> _Stated task_
Write out the entire listing below exactly as it appears, minus any pictures.
────────
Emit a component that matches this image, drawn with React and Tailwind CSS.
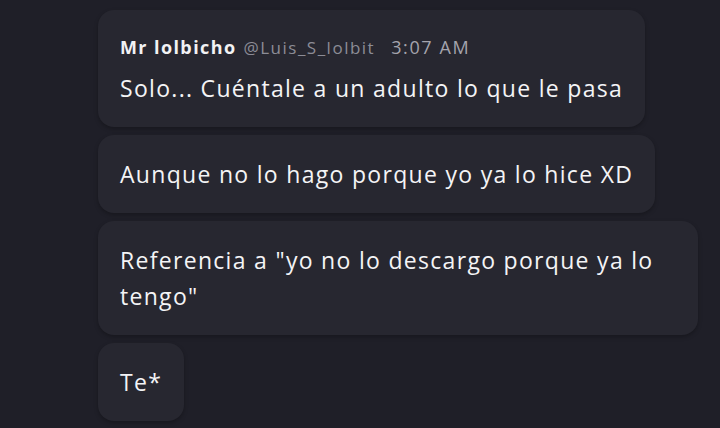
const messages = [
  { id: 1, header: true, text: 'Solo... Cuéntale a un adulto lo que le pasa' },
  { id: 2, text: 'Aunque no lo hago porque yo ya lo hice XD' },
  { id: 3, text: 'Referencia a "yo no lo descargo porque ya lo tengo"' },
  { id: 4, text: 'Te*' },
];

export default function App() {
  return (
    <div
      className="w-[720px] h-[428px] overflow-hidden bg-[#1f1f28] pt-[10px] pl-[98px]"
      style={{ fontFamily: '"Open Sans", Lato, sans-serif' }}
    >
      <div className="flex flex-col items-start gap-[8px]">
        {messages.map((m) => (
          <div
            key={m.id}
            className="max-w-[600px] rounded-[16px] bg-[#272730] px-[22px] py-[21px] shadow-[0_2px_4px_rgba(0,0,0,0.25)]"
          >
            {m.header && (
              <div className="flex items-baseline mt-[3px] mb-[10px] h-[26px] leading-[26px]">
                <span className="text-[18px] font-bold tracking-[1.4px] text-[#f2f2f4]">Mr lolbicho</span>
                <span className="ml-[7px] text-[17px] tracking-[1.5px] text-[#8c8c96]">@Luis_S_lolbit</span>
                <span className="ml-[16px] text-[18px] tracking-[1.6px] text-[#a4a4ad]">3:07 AM</span>
              </div>
            )}
            <p className="text-[23px] leading-[36px] tracking-[1.3px] text-[#f4f4f6]">{m.text}</p>
          </div>
        ))}
      </div>
    </div>
  );
}
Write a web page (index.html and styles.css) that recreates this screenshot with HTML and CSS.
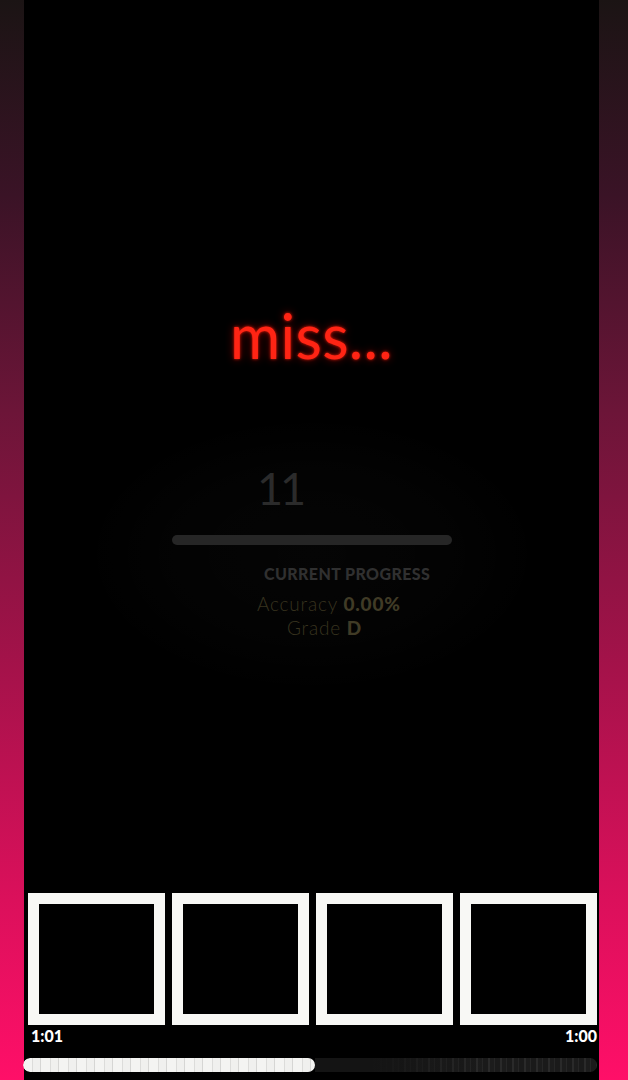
FILE: index.html
```html
<!DOCTYPE html>
<html>
<head>
<meta charset="utf-8">
<link rel="stylesheet" href="styles.css">
</head>
<body>
<div class="frame">
  <div class="side side-left"></div>
  <main class="stage">
    <div class="miss">miss...</div>
    <section class="panel">
      <div class="score">11</div>
      <div class="bar"></div>
      <div class="label">CURRENT PROGRESS</div>
      <div class="accuracy">Accuracy <b>0.00%</b></div>
      <div class="grade">Grade <b>D</b></div>
    </section>
    <div class="spacer"></div>
    <div class="thumbs">
      <div class="thumb"></div>
      <div class="thumb"></div>
      <div class="thumb"></div>
      <div class="thumb"></div>
    </div>
    <div class="times">
      <span>1:01</span>
      <span>1:00</span>
    </div>
    <div class="slider">
      <div class="slider-fill"></div>
      <div class="slider-rest"></div>
    </div>
  </main>
  <div class="side side-right"></div>
</div>
</body>
</html>
```

FILE: styles.css
```css
html, body {
  margin: 0;
  padding: 0;
  background: #000;
  height: 1080px;
  overflow: hidden;
}
.frame {
  display: flex;
  width: 628px;
  height: 1080px;
}
.side {
  background: linear-gradient(to bottom, #1b1414 0%, #3a1326 18%, #6c1538 38%, #a5124a 62%, #d8105a 82%, #ff0f68 100%);
}
.side-left { width: 24px; }
.side-right { width: 29px; }
.stage {
  width: 575px;
  background: #000;
  display: flex;
  flex-direction: column;
  font-family: Lato, "Open Sans", sans-serif;
}
.miss {
  margin-top: 298px;
  height: 76px;
  padding-left: 206px;
  font-size: 61px;
  line-height: 76px;
  color: #ff2414;
  letter-spacing: 0.3px;
  text-shadow: 0 0 3px rgba(255, 30, 10, 0.9), 0 0 8px rgba(150, 0, 0, 0.8);
}
.panel {
  margin-top: 40px;
  padding: 50px 0 60px;
  display: flex;
  flex-direction: column;
  align-items: flex-start;
  background: radial-gradient(ellipse 230px 140px at 288px 140px, rgba(255,255,255,0.02) 0, rgba(255,255,255,0.012) 60%, rgba(255,255,255,0) 100%);
}
.score {
  margin-left: 233px;
  font-size: 45px;
  font-weight: 400;
  line-height: 48px;
  height: 48px;
  color: #2b2b2b;
  letter-spacing: -3px;
}
.bar {
  margin-top: 23px;
  margin-left: 148px;
  width: 280px;
  height: 10px;
  border-radius: 5px;
  background: #262626;
}
.label {
  margin-top: 20px;
  margin-left: 240px;
  font-size: 16px;
  font-weight: 900;
  line-height: 18px;
  color: #303030;
  letter-spacing: 0.4px;
}
.accuracy {
  margin-top: 10px;
  margin-left: 233px;
  font-size: 19px;
  font-weight: 300;
  line-height: 22px;
  color: #38331f;
  letter-spacing: 0.8px;
}
.accuracy b, .grade b {
  font-weight: 900;
  color: #403b26;
}
.grade {
  margin-top: 2px;
  margin-left: 263px;
  font-size: 19px;
  font-weight: 300;
  line-height: 22px;
  color: #38331f;
  letter-spacing: 0.8px;
}
.spacer { flex: 1; }
.thumbs {
  display: flex;
  gap: 7px;
  padding-left: 4px;
}
.thumb {
  width: 137px;
  height: 132px;
  box-sizing: border-box;
  border: 11px solid #f8f8f5;
  background: #000;
}
.times {
  display: flex;
  justify-content: space-between;
  padding: 0 2px 0 7px;
  height: 20px;
  margin-top: 1px;
  font-size: 16px;
  font-weight: 900;
  line-height: 20px;
  color: #fff;
}
.slider {
  margin-top: 12px;
  margin-left: -1px;
  width: 574px;
  height: 14px;
  border-radius: 7px;
  display: flex;
  overflow: hidden;
  margin-bottom: 8px;
}
.slider-fill {
  width: 292px;
  border-radius: 7px;
  background: repeating-linear-gradient(to right, #f4f4f2 0, #f4f4f2 9px, #dcdcda 9px, #dcdcda 10px, #f0f0ee 10px, #f0f0ee 17px, #d6d6d4 17px, #d6d6d4 18px);
}
.slider-rest {
  flex: 1;
  background: linear-gradient(to right, #141414 0, #141414 20%, rgba(20,20,20,0) 60%), repeating-linear-gradient(to right, #1a1a1a 0, #1a1a1a 5px, #2a2a2a 5px, #2a2a2a 7px, #1c1c1c 7px, #1c1c1c 11px, #262626 11px, #262626 12px);
}
```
────────
> _Answer_
Emit a component that matches this image, drawn with React and Tailwind CSS.
const messages = [
  { id: 1, header: true, text: 'Solo... Cuéntale a un adulto lo que le pasa' },
  { id: 2, text: 'Aunque no lo hago porque yo ya lo hice XD' },
  { id: 3, text: 'Referencia a "yo no lo descargo porque ya lo tengo"' },
  { id: 4, text: 'Te*' },
];

export default function App() {
  return (
    <div
      className="w-[720px] h-[428px] overflow-hidden bg-[#1f1f28] pt-[10px] pl-[98px]"
      style={{ fontFamily: '"Open Sans", Lato, sans-serif' }}
    >
      <div className="flex flex-col items-start gap-[8px]">
        {messages.map((m) => (
          <div
            key={m.id}
            className="max-w-[600px] rounded-[16px] bg-[#272730] px-[22px] py-[21px] shadow-[0_2px_4px_rgba(0,0,0,0.25)]"
          >
            {m.header && (
              <div className="flex items-baseline mt-[3px] mb-[10px] h-[26px] leading-[26px]">
                <span className="text-[18px] font-bold tracking-[1.4px] text-[#f2f2f4]">Mr lolbicho</span>
                <span className="ml-[7px] text-[17px] tracking-[1.5px] text-[#8c8c96]">@Luis_S_lolbit</span>
                <span className="ml-[16px] text-[18px] tracking-[1.6px] text-[#a4a4ad]">3:07 AM</span>
              </div>
            )}
            <p className="text-[23px] leading-[36px] tracking-[1.3px] text-[#f4f4f6]">{m.text}</p>
          </div>
        ))}
      </div>
    </div>
  );
}
Write a web page (index.html and styles.css) that recreates this screenshot with HTML and CSS.
FILE: index.html
```html
<!DOCTYPE html>
<html>
<head>
<meta charset="utf-8">
<link rel="stylesheet" href="styles.css">
</head>
<body>
<div class="frame">
  <div class="side side-left"></div>
  <main class="stage">
    <div class="miss">miss...</div>
    <section class="panel">
      <div class="score">11</div>
      <div class="bar"></div>
      <div class="label">CURRENT PROGRESS</div>
      <div class="accuracy">Accuracy <b>0.00%</b></div>
      <div class="grade">Grade <b>D</b></div>
    </section>
    <div class="spacer"></div>
    <div class="thumbs">
      <div class="thumb"></div>
      <div class="thumb"></div>
      <div class="thumb"></div>
      <div class="thumb"></div>
    </div>
    <div class="times">
      <span>1:01</span>
      <span>1:00</span>
    </div>
    <div class="slider">
      <div class="slider-fill"></div>
      <div class="slider-rest"></div>
    </div>
  </main>
  <div class="side side-right"></div>
</div>
</body>
</html>
```

FILE: styles.css
```css
html, body {
  margin: 0;
  padding: 0;
  background: #000;
  height: 1080px;
  overflow: hidden;
}
.frame {
  display: flex;
  width: 628px;
  height: 1080px;
}
.side {
  background: linear-gradient(to bottom, #1b1414 0%, #3a1326 18%, #6c1538 38%, #a5124a 62%, #d8105a 82%, #ff0f68 100%);
}
.side-left { width: 24px; }
.side-right { width: 29px; }
.stage {
  width: 575px;
  background: #000;
  display: flex;
  flex-direction: column;
  font-family: Lato, "Open Sans", sans-serif;
}
.miss {
  margin-top: 298px;
  height: 76px;
  padding-left: 206px;
  font-size: 61px;
  line-height: 76px;
  color: #ff2414;
  letter-spacing: 0.3px;
  text-shadow: 0 0 3px rgba(255, 30, 10, 0.9), 0 0 8px rgba(150, 0, 0, 0.8);
}
.panel {
  margin-top: 40px;
  padding: 50px 0 60px;
  display: flex;
  flex-direction: column;
  align-items: flex-start;
  background: radial-gradient(ellipse 230px 140px at 288px 140px, rgba(255,255,255,0.02) 0, rgba(255,255,255,0.012) 60%, rgba(255,255,255,0) 100%);
}
.score {
  margin-left: 233px;
  font-size: 45px;
  font-weight: 400;
  line-height: 48px;
  height: 48px;
  color: #2b2b2b;
  letter-spacing: -3px;
}
.bar {
  margin-top: 23px;
  margin-left: 148px;
  width: 280px;
  height: 10px;
  border-radius: 5px;
  background: #262626;
}
.label {
  margin-top: 20px;
  margin-left: 240px;
  font-size: 16px;
  font-weight: 900;
  line-height: 18px;
  color: #303030;
  letter-spacing: 0.4px;
}
.accuracy {
  margin-top: 10px;
  margin-left: 233px;
  font-size: 19px;
  font-weight: 300;
  line-height: 22px;
  color: #38331f;
  letter-spacing: 0.8px;
}
.accuracy b, .grade b {
  font-weight: 900;
  color: #403b26;
}
.grade {
  margin-top: 2px;
  margin-left: 263px;
  font-size: 19px;
  font-weight: 300;
  line-height: 22px;
  color: #38331f;
  letter-spacing: 0.8px;
}
.spacer { flex: 1; }
.thumbs {
  display: flex;
  gap: 7px;
  padding-left: 4px;
}
.thumb {
  width: 137px;
  height: 132px;
  box-sizing: border-box;
  border: 11px solid #f8f8f5;
  background: #000;
}
.times {
  display: flex;
  justify-content: space-between;
  padding: 0 2px 0 7px;
  height: 20px;
  margin-top: 1px;
  font-size: 16px;
  font-weight: 900;
  line-height: 20px;
  color: #fff;
}
.slider {
  margin-top: 12px;
  margin-left: -1px;
  width: 574px;
  height: 14px;
  border-radius: 7px;
  display: flex;
  overflow: hidden;
  margin-bottom: 8px;
}
.slider-fill {
  width: 292px;
  border-radius: 7px;
  background: repeating-linear-gradient(to right, #f4f4f2 0, #f4f4f2 9px, #dcdcda 9px, #dcdcda 10px, #f0f0ee 10px, #f0f0ee 17px, #d6d6d4 17px, #d6d6d4 18px);
}
.slider-rest {
  flex: 1;
  background: linear-gradient(to right, #141414 0, #141414 20%, rgba(20,20,20,0) 60%), repeating-linear-gradient(to right, #1a1a1a 0, #1a1a1a 5px, #2a2a2a 5px, #2a2a2a 7px, #1c1c1c 7px, #1c1c1c 11px, #262626 11px, #262626 12px);
}
```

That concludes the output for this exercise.